Подобная тревога для Киёаки была внове. Именно она заставила его сжать руку Сатоко. Та в ответ обхватила его руки пальцами, но Киёаки стиснул ладонь Сатоко так сильно, словно хотел сломать. Сатоко никак не показала, что ей больно. Но это не остановило грубую силу. Когда в свете, падающем из далеких окон второго этажа, стали видны выступившие у Сатоко слезы, сердце Киёаки наполнило мрачное удовлетворение.
Он знал, что издавна усвоенная утонченность прячет жестокую реальность. Несомненно, лучшим решением проблемы была бы их одновременная смерть, но для этого нужны были еще бóльшие страдания, а Киёаки в каждое мгновение этих тайных свиданий был, будто звуками далекого золотого колокольчика, заворожен тем запретом, который с каждым нарушением становился намного страшнее. Ему мнилось, что чем больше он грешит, тем дальше уходит от греха… Все кончится грандиозным обманом. Одна мысль об этом заставила его содрогнуться.
– Даже когда мы вот так вместе, ты не кажешься счастливым. Я же сейчас каждое мгновение чувствую себя бесконечно счастливой… Может быть, ты пресытился? – упрекнула его Сатоко.

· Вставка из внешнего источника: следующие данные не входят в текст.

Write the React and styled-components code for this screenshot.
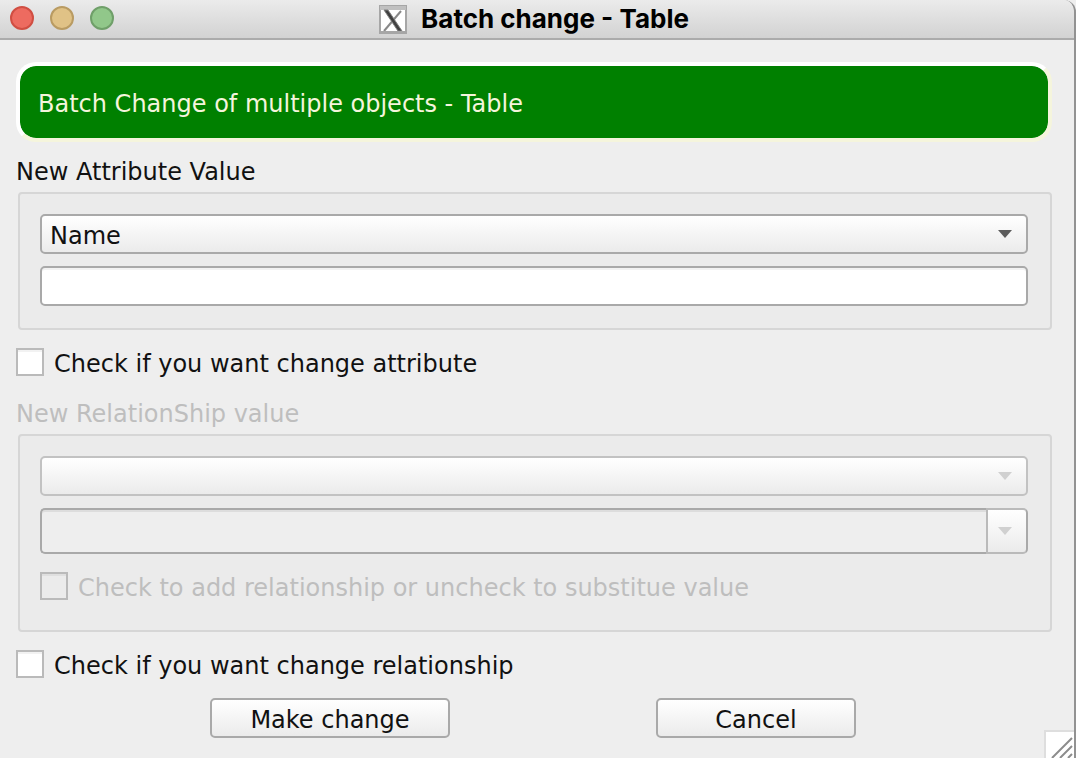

– Я слишком люблю, вот и проскочил мимо счастья, – серьезно произнес Киёаки. И, произнося эту своего рода отговорку, Киёаки знал: не страшно, что его слова звучат по-детски.
Дорога привела их к магазинчикам на Роппонги. Под крышей лавки хлопало выцветшее полотнище с надписью «лед», столь неуместной в море жужжания и стрекота, наполнявших воздух.
Дальше на темной дороге расстилались широкие полосы света. Полковой музыкант Танабэ работал ночью: видно, было какое-то срочное дело.
Киёаки и Сатоко обошли стороной эту полосу света, но глаза ухватили яркий блеск меди за оконным стеклом. Новые трубы висели в ряд и под неожиданно сильным светом лампы сверкали как на плацу в разгар лета. Похоже, инструменты опробовались: звук трубы после печального рыка сразу же рассыпался.
– Поворачивайте назад. Там дальше слишком много глаз. – Это прошептала Тадэсина, неожиданно возникшая за спиной Киёаки.
37
В семье принца Тоина никак не вмешивались в жизнь Сатоко: Харунорио был занят на военной службе, окружающие не пытались предоставить ему случай увидеться с Сатоко, незаметно было, чтобы и сам он упорно стремился к встрече, но это вовсе не означало, что семья принца холодна к ней: все было в традициях обручения.
Окружающие полагали, что если вопрос о браке уже решен, то часто встречаться будущим супругам скорее вредно, чем полезно.
С другой стороны, семья девушки, которой предстояло стать леди, в том случае, когда она чего-то недополучила дома, должна была теперь восполнить это, но традиционное воспитание в доме графа Аякуры предполагало такую подготовку, при которой не возникало никаких проблем при переходе дочери в положение жены принца. Ее вкус был так развит, что всегда, в любых обстоятельствах можно было поручить Сатоко сложить подобающие ее будущему положению стихи, создать образец каллиграфии, составить достойную принцессы композицию из цветов. Даже если бы ей предстояло стать женой принца в двенадцать лет, не было бы никаких оснований волноваться по этому поводу.
Были только три пробела в воспитании Сатоко, на которые теперь граф и его супруга обратили внимание и которые намеревались в ближайшее время восполнить. Это были увлечения ее высочества, будущей свекрови Сатоко, – музыкальные сказы и маджан, а также пластинки с записями европейской музыки – пристрастие самого принца Харунорио. Маркиз Мацугаэ, услышав об этом от графа, сразу же направил к ним в дом для уроков мастера музыкальных сказов нагаута, приказал отослать туда же граммофон и все, что только были у Мацугаэ, европейские пластинки, и только найти учителя игры в маджан оказалось чрезвычайно сложно. Сам-то маркиз всегда увлекался английским бильярдом и сетовал, что в семье принца питают пристрастие к таким вульгарным играм.